> [What is expected]: Track down the lines that contain "index" and copy them.

Rows from a dataset of pages and code
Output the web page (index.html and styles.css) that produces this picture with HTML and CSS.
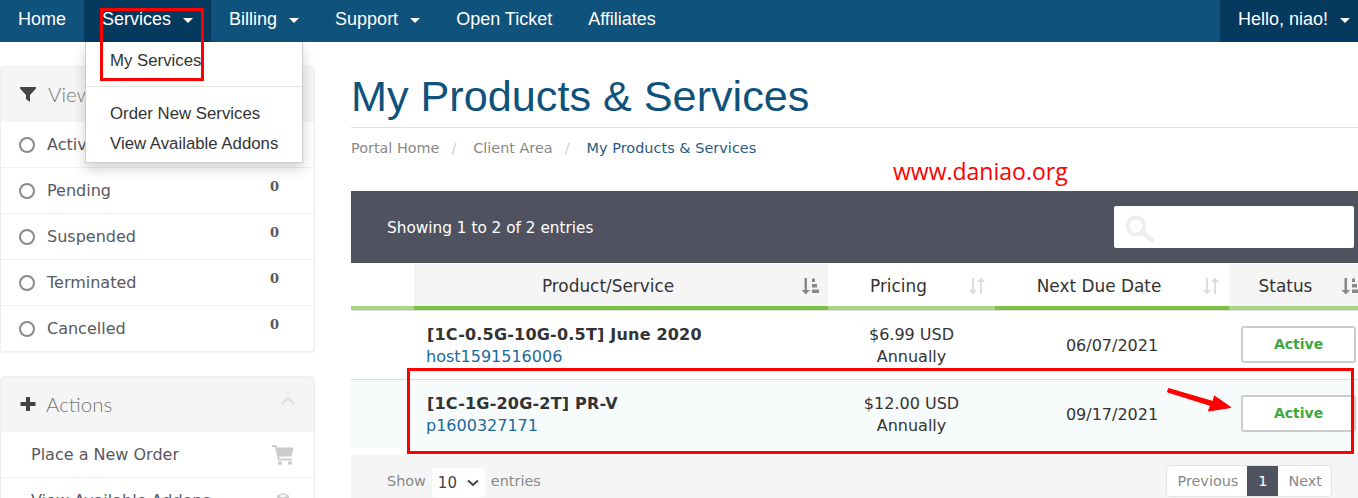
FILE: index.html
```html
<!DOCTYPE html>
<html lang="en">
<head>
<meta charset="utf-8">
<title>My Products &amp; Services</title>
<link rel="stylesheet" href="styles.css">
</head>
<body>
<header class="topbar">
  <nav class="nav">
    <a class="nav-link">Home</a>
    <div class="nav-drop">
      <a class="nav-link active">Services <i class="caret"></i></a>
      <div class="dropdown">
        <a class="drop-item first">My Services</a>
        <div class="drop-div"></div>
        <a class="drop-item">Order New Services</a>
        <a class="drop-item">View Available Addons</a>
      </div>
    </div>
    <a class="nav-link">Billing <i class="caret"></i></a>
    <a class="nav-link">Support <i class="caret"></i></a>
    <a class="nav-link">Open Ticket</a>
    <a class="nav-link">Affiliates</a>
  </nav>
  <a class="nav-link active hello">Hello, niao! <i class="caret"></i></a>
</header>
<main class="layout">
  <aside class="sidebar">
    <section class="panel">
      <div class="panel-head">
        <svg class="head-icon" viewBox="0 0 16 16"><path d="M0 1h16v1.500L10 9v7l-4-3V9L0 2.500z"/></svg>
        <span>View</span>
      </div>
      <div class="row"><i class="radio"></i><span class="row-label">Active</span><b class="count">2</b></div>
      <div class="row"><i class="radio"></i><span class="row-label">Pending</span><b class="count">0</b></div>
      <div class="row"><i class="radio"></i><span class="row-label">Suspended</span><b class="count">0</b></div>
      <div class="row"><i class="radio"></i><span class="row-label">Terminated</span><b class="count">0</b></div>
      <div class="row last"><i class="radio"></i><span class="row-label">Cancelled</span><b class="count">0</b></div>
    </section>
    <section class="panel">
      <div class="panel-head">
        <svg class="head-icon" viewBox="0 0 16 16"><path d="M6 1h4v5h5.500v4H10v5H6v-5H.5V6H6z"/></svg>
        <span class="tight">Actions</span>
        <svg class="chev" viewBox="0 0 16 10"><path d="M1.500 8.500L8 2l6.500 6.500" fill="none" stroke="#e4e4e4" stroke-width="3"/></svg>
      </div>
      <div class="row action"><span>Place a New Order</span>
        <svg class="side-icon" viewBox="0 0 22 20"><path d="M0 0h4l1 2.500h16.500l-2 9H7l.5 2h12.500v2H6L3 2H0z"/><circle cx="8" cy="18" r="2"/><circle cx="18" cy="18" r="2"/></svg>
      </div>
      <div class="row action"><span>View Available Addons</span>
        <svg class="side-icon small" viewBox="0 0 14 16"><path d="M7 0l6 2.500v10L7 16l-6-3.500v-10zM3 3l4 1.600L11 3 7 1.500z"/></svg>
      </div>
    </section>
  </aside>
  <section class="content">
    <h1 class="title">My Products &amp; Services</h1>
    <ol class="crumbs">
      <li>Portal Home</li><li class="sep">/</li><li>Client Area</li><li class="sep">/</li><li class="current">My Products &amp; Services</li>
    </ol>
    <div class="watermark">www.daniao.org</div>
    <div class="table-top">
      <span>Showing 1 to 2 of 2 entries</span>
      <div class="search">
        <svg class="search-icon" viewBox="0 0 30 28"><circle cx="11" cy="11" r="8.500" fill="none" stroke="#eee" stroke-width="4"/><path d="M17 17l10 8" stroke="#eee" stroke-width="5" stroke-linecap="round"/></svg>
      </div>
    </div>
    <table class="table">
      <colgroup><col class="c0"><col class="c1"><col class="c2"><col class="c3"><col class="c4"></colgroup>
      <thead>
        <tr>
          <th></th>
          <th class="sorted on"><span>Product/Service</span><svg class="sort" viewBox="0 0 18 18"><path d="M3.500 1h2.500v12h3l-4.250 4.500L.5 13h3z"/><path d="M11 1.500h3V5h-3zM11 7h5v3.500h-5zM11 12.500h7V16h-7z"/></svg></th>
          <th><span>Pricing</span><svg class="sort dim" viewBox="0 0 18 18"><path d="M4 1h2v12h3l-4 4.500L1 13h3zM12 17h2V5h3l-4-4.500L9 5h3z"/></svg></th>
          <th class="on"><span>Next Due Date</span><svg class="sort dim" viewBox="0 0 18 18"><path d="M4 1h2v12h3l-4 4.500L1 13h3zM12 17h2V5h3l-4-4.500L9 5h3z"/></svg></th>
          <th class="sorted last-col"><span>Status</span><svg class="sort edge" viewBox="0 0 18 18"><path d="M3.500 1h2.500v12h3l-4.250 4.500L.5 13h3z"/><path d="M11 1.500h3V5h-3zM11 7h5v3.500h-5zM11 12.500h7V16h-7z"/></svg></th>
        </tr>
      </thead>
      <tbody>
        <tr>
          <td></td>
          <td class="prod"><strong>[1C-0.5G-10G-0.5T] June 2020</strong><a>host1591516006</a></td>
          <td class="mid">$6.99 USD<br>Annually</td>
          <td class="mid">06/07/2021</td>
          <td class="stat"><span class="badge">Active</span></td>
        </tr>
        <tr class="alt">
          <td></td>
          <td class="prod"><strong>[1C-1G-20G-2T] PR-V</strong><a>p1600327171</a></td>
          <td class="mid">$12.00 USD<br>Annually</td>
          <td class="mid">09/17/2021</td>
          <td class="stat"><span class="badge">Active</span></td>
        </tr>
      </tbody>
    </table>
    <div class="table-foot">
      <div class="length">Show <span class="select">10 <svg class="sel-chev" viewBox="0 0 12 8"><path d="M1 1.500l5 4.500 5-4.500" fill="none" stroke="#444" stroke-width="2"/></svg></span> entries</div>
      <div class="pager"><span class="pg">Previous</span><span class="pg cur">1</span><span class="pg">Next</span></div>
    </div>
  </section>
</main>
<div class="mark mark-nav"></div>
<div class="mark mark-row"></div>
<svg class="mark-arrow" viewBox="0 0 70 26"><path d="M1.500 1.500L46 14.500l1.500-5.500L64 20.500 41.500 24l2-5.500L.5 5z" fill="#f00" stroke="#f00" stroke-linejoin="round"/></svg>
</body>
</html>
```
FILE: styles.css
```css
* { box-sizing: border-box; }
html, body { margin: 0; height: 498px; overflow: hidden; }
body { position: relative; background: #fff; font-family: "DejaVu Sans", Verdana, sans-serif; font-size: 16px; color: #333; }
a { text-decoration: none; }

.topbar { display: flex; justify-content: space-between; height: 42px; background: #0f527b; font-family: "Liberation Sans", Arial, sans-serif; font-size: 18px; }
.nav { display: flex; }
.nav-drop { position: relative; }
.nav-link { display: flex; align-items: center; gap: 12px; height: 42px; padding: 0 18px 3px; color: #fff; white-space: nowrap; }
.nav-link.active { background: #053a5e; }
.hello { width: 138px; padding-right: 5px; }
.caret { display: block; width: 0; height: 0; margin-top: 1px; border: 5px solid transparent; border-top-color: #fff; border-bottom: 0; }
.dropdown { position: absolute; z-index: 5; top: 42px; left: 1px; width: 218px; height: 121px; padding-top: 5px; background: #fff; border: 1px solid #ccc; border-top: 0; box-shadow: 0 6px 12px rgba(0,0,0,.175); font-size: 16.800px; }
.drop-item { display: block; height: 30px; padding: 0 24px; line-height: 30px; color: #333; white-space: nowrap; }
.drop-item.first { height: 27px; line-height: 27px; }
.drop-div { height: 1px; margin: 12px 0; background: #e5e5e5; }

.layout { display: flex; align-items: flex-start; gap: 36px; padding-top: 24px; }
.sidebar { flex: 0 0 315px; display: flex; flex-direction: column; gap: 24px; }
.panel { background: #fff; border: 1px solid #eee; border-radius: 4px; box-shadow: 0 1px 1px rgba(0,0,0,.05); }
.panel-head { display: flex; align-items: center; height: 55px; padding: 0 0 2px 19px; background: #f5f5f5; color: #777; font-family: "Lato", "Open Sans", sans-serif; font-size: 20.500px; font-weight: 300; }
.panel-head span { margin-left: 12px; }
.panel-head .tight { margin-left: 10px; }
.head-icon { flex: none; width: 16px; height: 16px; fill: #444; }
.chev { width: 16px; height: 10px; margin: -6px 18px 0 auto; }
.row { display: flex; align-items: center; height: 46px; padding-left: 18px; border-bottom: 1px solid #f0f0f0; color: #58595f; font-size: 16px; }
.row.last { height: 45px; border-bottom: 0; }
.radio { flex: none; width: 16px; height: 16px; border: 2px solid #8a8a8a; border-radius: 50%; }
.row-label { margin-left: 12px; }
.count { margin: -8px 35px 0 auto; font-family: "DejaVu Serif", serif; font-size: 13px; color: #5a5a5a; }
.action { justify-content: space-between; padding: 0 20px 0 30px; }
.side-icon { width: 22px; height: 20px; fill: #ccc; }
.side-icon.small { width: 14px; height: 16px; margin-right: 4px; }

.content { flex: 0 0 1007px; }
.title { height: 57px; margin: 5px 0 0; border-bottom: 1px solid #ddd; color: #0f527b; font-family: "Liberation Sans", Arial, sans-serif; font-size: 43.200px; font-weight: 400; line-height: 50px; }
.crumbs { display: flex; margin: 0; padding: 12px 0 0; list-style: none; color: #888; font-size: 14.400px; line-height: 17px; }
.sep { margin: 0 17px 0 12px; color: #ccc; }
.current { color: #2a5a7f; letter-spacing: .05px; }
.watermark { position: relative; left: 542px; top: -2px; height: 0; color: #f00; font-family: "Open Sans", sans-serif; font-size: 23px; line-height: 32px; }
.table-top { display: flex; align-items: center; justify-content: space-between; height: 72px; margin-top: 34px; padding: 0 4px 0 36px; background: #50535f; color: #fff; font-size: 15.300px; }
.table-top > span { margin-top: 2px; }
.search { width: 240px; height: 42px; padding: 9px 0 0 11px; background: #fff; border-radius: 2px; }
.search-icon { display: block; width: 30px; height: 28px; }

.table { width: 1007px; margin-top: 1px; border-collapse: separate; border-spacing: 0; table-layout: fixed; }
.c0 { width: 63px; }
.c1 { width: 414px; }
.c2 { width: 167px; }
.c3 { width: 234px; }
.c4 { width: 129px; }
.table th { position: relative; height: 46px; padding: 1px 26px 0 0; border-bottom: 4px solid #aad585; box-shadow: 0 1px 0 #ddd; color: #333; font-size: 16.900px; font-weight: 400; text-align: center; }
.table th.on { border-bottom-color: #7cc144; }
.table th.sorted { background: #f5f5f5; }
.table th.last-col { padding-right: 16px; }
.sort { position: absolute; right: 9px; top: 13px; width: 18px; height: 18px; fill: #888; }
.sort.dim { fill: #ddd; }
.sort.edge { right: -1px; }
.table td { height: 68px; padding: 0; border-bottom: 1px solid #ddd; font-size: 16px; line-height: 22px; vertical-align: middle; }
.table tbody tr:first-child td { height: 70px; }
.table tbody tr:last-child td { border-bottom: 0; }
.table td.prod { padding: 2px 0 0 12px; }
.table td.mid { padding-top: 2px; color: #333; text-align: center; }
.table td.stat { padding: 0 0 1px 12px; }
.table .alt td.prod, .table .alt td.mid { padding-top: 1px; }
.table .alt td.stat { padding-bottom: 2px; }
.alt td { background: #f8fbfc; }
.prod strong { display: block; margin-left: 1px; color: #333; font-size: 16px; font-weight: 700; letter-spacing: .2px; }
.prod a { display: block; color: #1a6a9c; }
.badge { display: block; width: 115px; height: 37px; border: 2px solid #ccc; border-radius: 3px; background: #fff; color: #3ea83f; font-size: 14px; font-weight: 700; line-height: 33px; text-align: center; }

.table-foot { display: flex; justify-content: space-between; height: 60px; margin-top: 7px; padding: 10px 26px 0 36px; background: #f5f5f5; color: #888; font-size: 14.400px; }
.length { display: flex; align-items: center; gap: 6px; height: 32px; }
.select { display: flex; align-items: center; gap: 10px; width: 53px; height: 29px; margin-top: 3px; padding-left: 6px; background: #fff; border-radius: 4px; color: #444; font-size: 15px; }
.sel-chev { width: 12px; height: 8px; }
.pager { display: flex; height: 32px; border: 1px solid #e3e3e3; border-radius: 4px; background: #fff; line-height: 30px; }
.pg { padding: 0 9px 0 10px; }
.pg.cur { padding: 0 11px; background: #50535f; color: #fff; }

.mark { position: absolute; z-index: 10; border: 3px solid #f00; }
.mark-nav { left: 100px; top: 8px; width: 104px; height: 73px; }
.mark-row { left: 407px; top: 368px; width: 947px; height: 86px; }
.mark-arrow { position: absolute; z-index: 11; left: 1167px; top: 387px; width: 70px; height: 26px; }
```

* * *

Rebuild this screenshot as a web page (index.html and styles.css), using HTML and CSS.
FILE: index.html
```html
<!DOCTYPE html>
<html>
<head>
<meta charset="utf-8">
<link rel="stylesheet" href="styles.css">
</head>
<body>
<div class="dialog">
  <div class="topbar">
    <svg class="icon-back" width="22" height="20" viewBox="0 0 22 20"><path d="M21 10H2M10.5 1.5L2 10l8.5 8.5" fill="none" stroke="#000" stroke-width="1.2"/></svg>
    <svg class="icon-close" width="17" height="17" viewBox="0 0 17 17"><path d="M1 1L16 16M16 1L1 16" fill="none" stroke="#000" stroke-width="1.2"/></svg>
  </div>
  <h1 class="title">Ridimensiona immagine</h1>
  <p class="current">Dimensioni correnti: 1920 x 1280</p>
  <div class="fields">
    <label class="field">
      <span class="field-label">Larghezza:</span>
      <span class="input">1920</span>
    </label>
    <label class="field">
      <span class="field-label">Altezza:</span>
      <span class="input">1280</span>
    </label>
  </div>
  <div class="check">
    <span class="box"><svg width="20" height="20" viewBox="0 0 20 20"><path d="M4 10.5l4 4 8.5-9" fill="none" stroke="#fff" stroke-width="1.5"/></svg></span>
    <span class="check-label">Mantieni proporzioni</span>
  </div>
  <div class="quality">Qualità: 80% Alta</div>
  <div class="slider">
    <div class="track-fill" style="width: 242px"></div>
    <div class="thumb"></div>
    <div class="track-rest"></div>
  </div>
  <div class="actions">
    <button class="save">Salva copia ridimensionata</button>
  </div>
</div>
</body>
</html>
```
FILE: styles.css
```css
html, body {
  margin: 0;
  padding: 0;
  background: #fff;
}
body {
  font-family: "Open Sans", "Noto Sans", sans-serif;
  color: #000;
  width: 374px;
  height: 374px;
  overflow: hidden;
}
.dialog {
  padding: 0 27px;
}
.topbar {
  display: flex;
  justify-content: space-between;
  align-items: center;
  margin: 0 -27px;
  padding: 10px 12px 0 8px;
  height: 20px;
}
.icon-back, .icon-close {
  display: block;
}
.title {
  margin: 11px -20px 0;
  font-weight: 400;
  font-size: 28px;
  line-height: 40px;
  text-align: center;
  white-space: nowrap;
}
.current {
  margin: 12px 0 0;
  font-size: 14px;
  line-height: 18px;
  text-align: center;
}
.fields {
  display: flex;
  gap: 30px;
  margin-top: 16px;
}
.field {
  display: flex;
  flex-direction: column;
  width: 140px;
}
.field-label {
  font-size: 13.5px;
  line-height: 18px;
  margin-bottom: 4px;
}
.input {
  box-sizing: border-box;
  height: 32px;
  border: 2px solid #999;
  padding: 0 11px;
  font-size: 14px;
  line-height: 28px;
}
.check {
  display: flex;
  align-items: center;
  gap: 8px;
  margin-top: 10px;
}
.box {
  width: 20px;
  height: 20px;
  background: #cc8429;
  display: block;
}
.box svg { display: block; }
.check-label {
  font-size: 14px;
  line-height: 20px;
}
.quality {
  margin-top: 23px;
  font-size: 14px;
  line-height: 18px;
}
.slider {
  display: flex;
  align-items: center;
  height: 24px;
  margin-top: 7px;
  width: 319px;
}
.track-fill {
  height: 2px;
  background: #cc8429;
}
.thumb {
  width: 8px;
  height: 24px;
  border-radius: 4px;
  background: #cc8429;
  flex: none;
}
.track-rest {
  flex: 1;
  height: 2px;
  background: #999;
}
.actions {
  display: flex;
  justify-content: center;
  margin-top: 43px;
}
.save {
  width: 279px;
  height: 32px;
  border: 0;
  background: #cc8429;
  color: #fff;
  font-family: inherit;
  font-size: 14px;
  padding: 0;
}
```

> [Reply]:
Output the web page (index.html and styles.css) that produces this picture with HTML and CSS.
FILE: index.html
.dropdown { position: absolute; z-index: 5; top: 42px; left: 1px; width: 218px; height: 121px; padding-top: 5px; background: #fff; border: 1px solid #ccc; border-top: 0; box-shadow: 0 6px 12px rgba(0,0,0,.175); font-size: 16.800px; }
.mark { position: absolute; z-index: 10; border: 3px solid #f00; }
.mark-arrow { position: absolute; z-index: 11; left: 1167px; top: 387px; width: 70px; height: 26px; }
Rebuild this screenshot as a web page (index.html and styles.css), using HTML and CSS.
FILE: index.html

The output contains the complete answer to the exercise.